● **Provided material**
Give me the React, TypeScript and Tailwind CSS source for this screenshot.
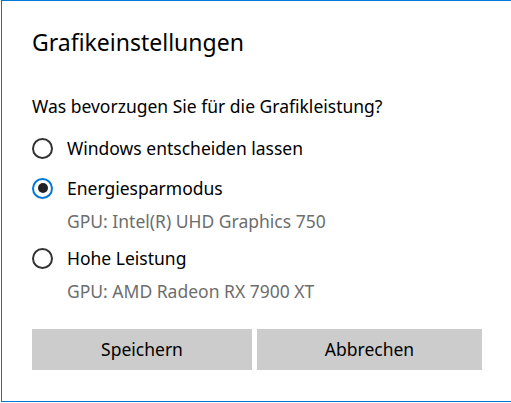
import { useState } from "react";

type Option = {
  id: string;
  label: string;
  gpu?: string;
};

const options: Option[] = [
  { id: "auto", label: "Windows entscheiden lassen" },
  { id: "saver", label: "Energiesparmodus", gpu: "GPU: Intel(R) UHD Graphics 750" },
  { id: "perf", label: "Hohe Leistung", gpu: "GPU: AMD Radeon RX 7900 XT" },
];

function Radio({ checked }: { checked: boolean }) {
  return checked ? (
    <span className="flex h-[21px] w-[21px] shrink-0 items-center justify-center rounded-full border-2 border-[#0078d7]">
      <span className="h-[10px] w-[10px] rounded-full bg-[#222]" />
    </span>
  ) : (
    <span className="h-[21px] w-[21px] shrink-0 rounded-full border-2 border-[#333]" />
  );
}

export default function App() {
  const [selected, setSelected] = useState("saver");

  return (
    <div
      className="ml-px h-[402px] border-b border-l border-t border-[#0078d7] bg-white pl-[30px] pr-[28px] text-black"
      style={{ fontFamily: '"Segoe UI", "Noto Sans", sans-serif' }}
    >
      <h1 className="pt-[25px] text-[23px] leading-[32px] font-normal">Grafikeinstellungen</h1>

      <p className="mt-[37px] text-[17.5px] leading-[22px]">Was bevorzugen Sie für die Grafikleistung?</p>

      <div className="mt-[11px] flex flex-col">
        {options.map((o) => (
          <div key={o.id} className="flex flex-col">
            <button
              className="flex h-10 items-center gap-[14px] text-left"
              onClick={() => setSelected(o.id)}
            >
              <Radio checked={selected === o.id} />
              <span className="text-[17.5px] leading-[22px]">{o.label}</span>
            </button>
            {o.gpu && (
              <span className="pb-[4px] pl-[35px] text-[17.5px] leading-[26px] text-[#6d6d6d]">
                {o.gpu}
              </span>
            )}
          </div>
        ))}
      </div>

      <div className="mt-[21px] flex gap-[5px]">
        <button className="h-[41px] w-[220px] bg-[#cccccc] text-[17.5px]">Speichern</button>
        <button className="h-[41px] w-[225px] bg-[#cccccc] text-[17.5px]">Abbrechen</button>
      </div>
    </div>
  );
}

● **Written task**
Write the listing above out again exactly, dropping each image.

● **Answer to this task**
Give me the React, TypeScript and Tailwind CSS source for this screenshot.
import { useState } from "react";

type Option = {
  id: string;
  label: string;
  gpu?: string;
};

const options: Option[] = [
  { id: "auto", label: "Windows entscheiden lassen" },
  { id: "saver", label: "Energiesparmodus", gpu: "GPU: Intel(R) UHD Graphics 750" },
  { id: "perf", label: "Hohe Leistung", gpu: "GPU: AMD Radeon RX 7900 XT" },
];

function Radio({ checked }: { checked: boolean }) {
  return checked ? (
    <span className="flex h-[21px] w-[21px] shrink-0 items-center justify-center rounded-full border-2 border-[#0078d7]">
      <span className="h-[10px] w-[10px] rounded-full bg-[#222]" />
    </span>
  ) : (
    <span className="h-[21px] w-[21px] shrink-0 rounded-full border-2 border-[#333]" />
  );
}

export default function App() {
  const [selected, setSelected] = useState("saver");

  return (
    <div
      className="ml-px h-[402px] border-b border-l border-t border-[#0078d7] bg-white pl-[30px] pr-[28px] text-black"
      style={{ fontFamily: '"Segoe UI", "Noto Sans", sans-serif' }}
    >
      <h1 className="pt-[25px] text-[23px] leading-[32px] font-normal">Grafikeinstellungen</h1>

      <p className="mt-[37px] text-[17.5px] leading-[22px]">Was bevorzugen Sie für die Grafikleistung?</p>

      <div className="mt-[11px] flex flex-col">
        {options.map((o) => (
          <div key={o.id} className="flex flex-col">
            <button
              className="flex h-10 items-center gap-[14px] text-left"
              onClick={() => setSelected(o.id)}
            >
              <Radio checked={selected === o.id} />
              <span className="text-[17.5px] leading-[22px]">{o.label}</span>
            </button>
            {o.gpu && (
              <span className="pb-[4px] pl-[35px] text-[17.5px] leading-[26px] text-[#6d6d6d]">
                {o.gpu}
              </span>
            )}
          </div>
        ))}
      </div>

      <div className="mt-[21px] flex gap-[5px]">
        <button className="h-[41px] w-[220px] bg-[#cccccc] text-[17.5px]">Speichern</button>
        <button className="h-[41px] w-[225px] bg-[#cccccc] text-[17.5px]">Abbrechen</button>
      </div>
    </div>
  );
}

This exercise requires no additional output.